Russia holds the world’s largest gas reserves and is the second-largest oil exporter. Up to 80 percent of Russia’s gas exports to Western Europe pass through Ukraine, and this accounts for about 25 percent of Western Europe’s supply of natural gas.

The two sides had originally agreed to sign an agreement by July 1 on gas rates for 2006. But Ukraine’s strategy was evidently to delay. Aleksey Ivchenko, head of the Ukrainian gas company Naftogaz, was reported by Kommersant Ukraina in October to have said, “We shall wait until the end of the year and then if Gazprom will not sign with us the agreement on the transit of gas, we shall begin technical seizure [of the pipeline].”

The Russian company Gazprom’s original proposal was for a gradual gas price increase, leading to eventual full market rates for its Western European customers. With soaring world prices, however, that rate is no longer economical. Ukraine’s delays, therefore, did nothing but raise the cost of gas to Ukrainian customers. Ukraine’s refusal to negotiate a fair agreement in the summer has seriously hurt its economy and now raises the specter of an energy crisis in Europe this winter if the parties cannot agree on a rate for transit of gas.

More generally, this kind of attitude hurts Ukraine’s reputation in its efforts to attract Western investment. No foreign investor wants to worry about whether it can protect its investment in the event of adverse commercial conditions.

Consider the issue also from the perspective of international politics. If Ukraine continues to balk at reasonable terms for passage of gas, the logical alternative is a pipeline through Belarus, Europe’s last dictatorship. Is this truly in Western interests? Further east, recently, Kazakhstan inaugurated a new oil pipeline to China, a rapidly expanding market. So it is in the interests of all countries in Europe, as well as the United States, to keep oil and gas flowing smoothly on commercial terms to the West.
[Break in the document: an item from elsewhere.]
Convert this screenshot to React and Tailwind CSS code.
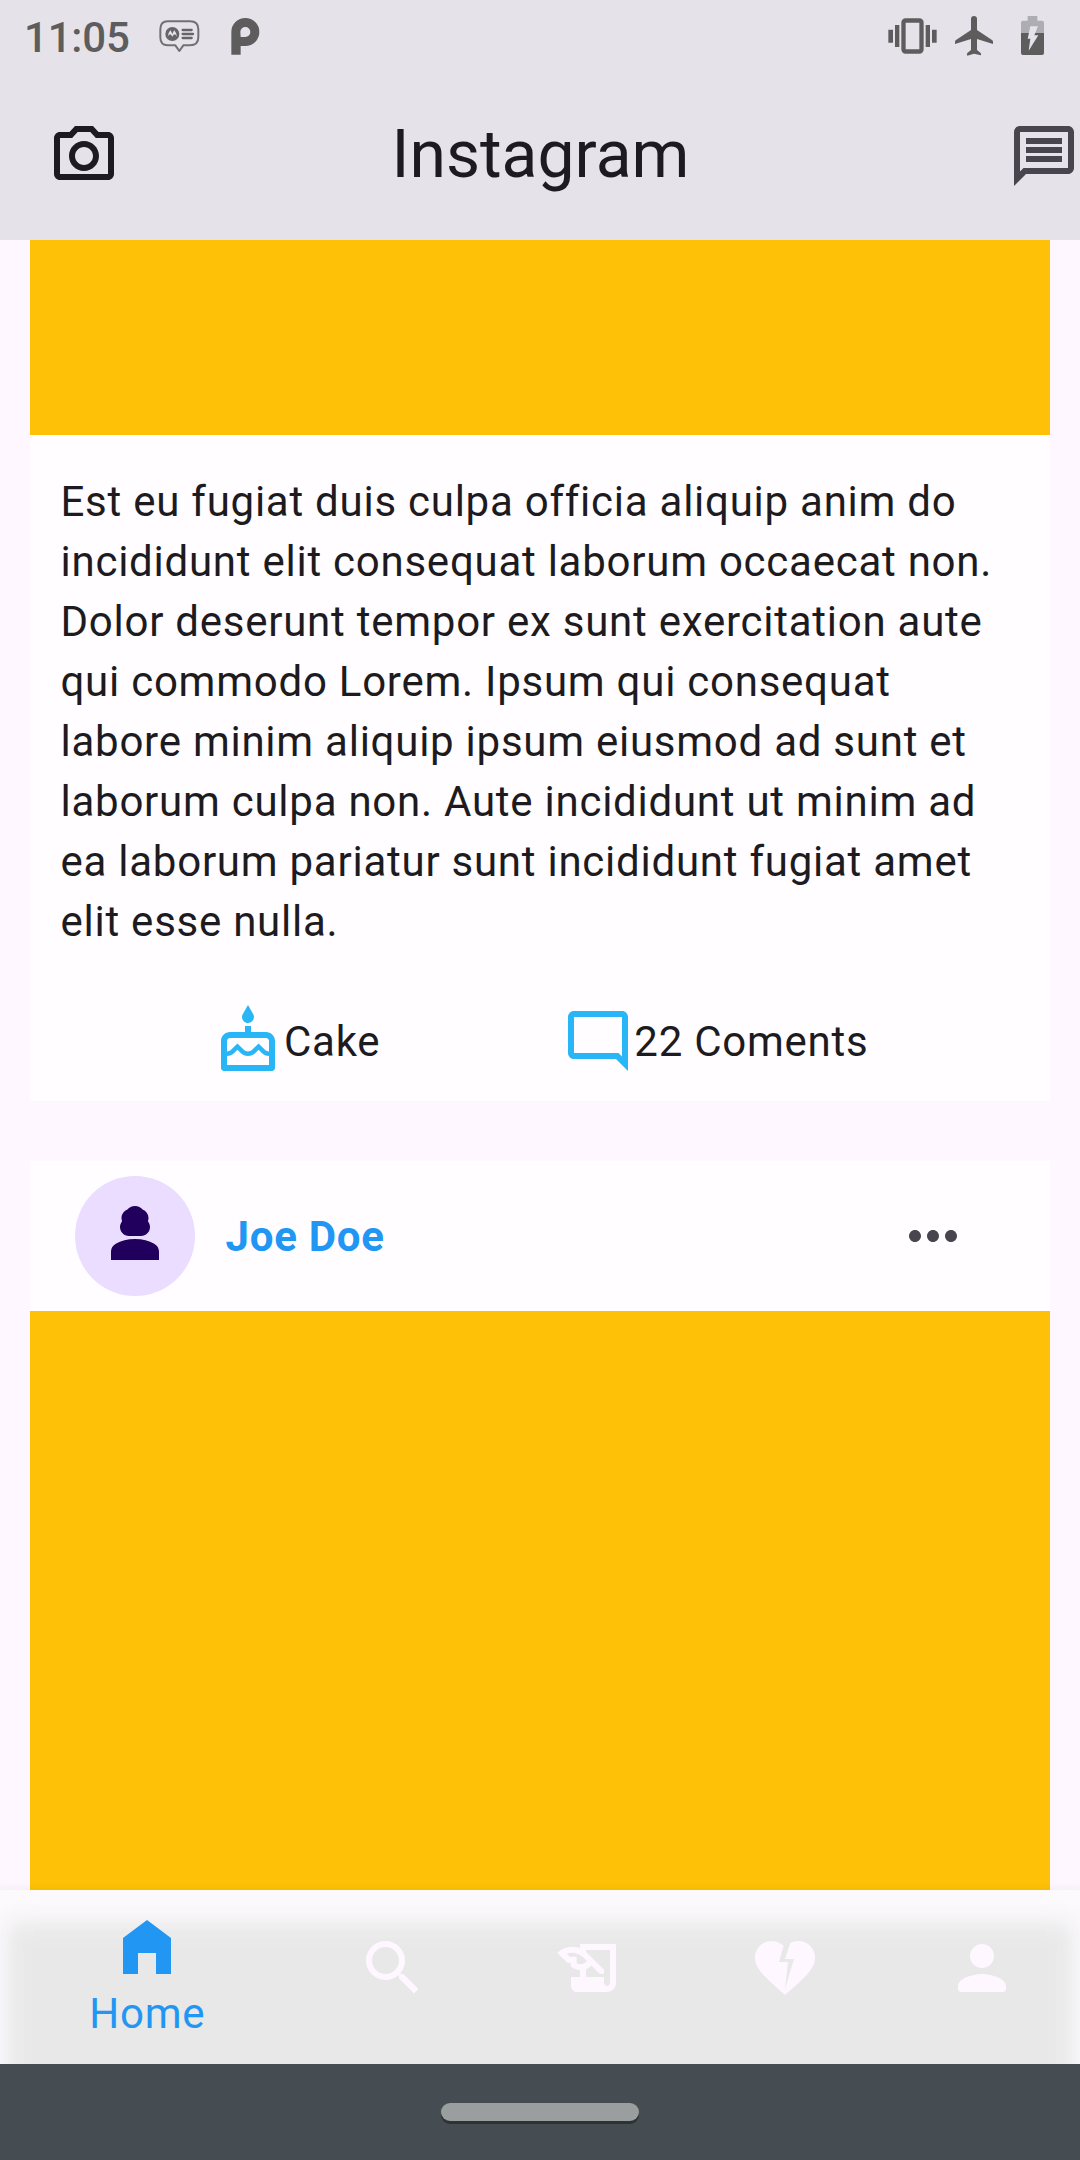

Commerce in hydrocarbons cannot easily continue if one country uses the simple fact of geography to exact exorbitant fees from users of the pipeline in other countries. The United States solved this problem in 1787 through the Commerce Clause, prohibiting any one state from interfering with commerce between the states. Ukraine has a clear right to a toll for the passage of gas across its territory; in recent years, Ukraine has essentially agreed to barter access to its territory for below-market prices for gas. That’s a logical outcome. But gaming the system will tempt other countries to do the same, leading to higher oil and gas prices for all consumers.